İsrail, yakın zamanda özellikle Gazze’den geçiş yaparak çalışan 7.000 Filistinlinin geçişlerini kısıtlamıştı. Ancak bunu elbette Gazze’de yaşayan Filistinlileri korumaktan ziyade, olası bir salgının burada yaratacağı yıkımın omuzlarına ağır bir insani yük olarak kalacağını ve aynı zamanda bu salgının İsrail’deki durumu da ağırlaştıracağını bildikleri için yaptılar. Nitekim burada olası bir insani felaket tüm dünyada dikkatlerin buraya yeniden yoğunlaşmasına ve İsrail’in insanlıkdışı ablukasının sorgulanmasına yol açacaktır.
COGAT (Batı Şeria ve Gazze Şeridi Bölgelerinde Hükümet Faaliyetleri Koordinatörlüğü) Başkanı Kamil Abu Rokon şu açıklamayı yapmıştı: “Virüs ve hastalığın sınırı yok. – bu yüzden, Gazze Şeridi’nde… koronavirüs salgınını önlemek İsrail için en iyi seçenektir.

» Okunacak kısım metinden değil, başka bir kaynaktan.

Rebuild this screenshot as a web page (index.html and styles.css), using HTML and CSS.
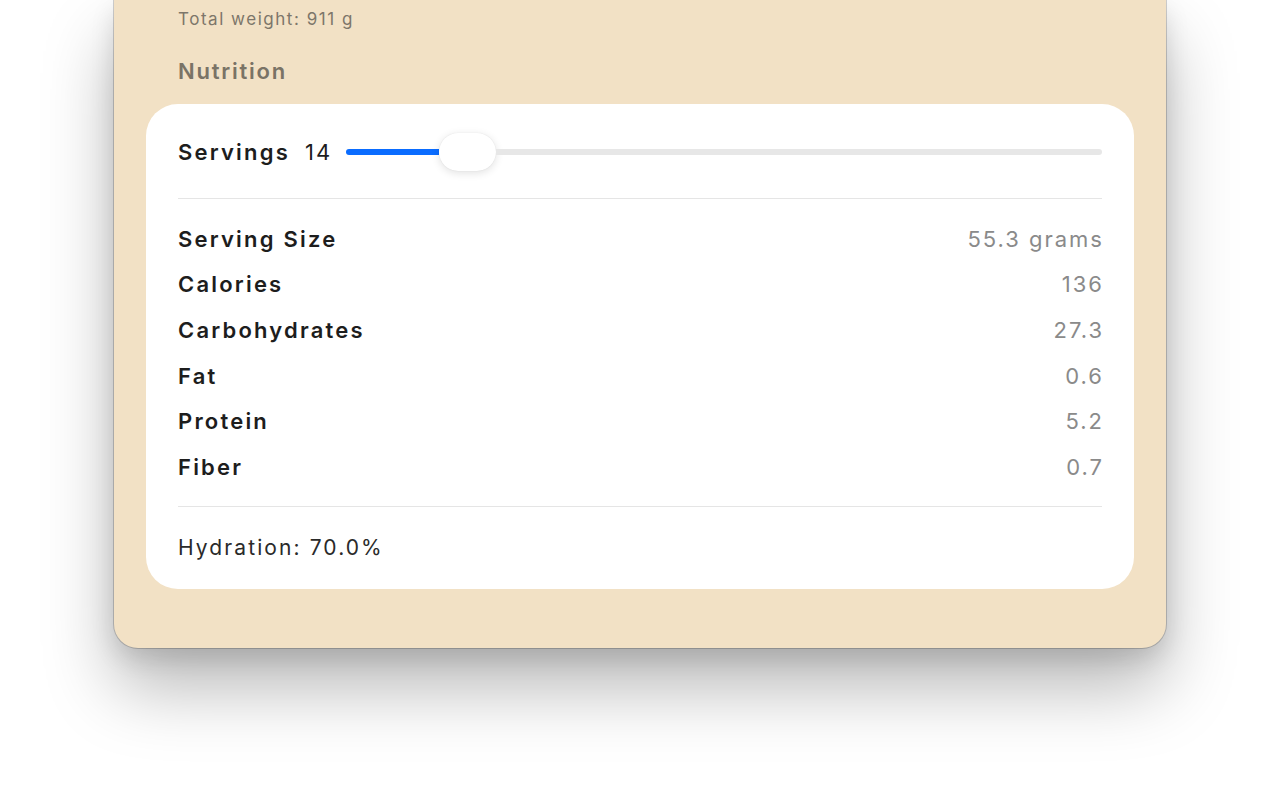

Bu İsrail’in çıkarına çünkü böyle bir salgın İsrail Devleti vatandaşlarının sağlığını tehlikeye atabilir.”
Haaretz gazetesinde yapılan bir yorumda ise Covid-19 salgınının İsrail ve Filistinli güçler arasında gayrıresmi bir ateşkese yol açtığına dikkat çekiliyor. Fakat salgını ve insani bir felaketi durdurmak için silahları susturmanın yetmeyeceği açık.
Bugünden tezi yok Gazze’ye yönelik insanlıkdışı ablukanın kaldırılması ve bölgenin ihtiyaç duyduğu sağlık malzemeleri ve ekipmanlarına, temizlik ve dezenfektan ürünlerine, sağlıklı içme suyuna, bölgenin askeri saldırıları nedeniyle çökmüş halde bulunan altyapısını yeniden ayağa kaldırmak için ihtiyaç duyulan malzemelere erişiminin sağlanması gerekmektedir. Bu yapılmadığı takdirde Covid-19 nedeniyle yaşanacak her bir can kaybının sorumlusu katil İsrail devleti ve emperyalist işbirlikçileri olacaktır.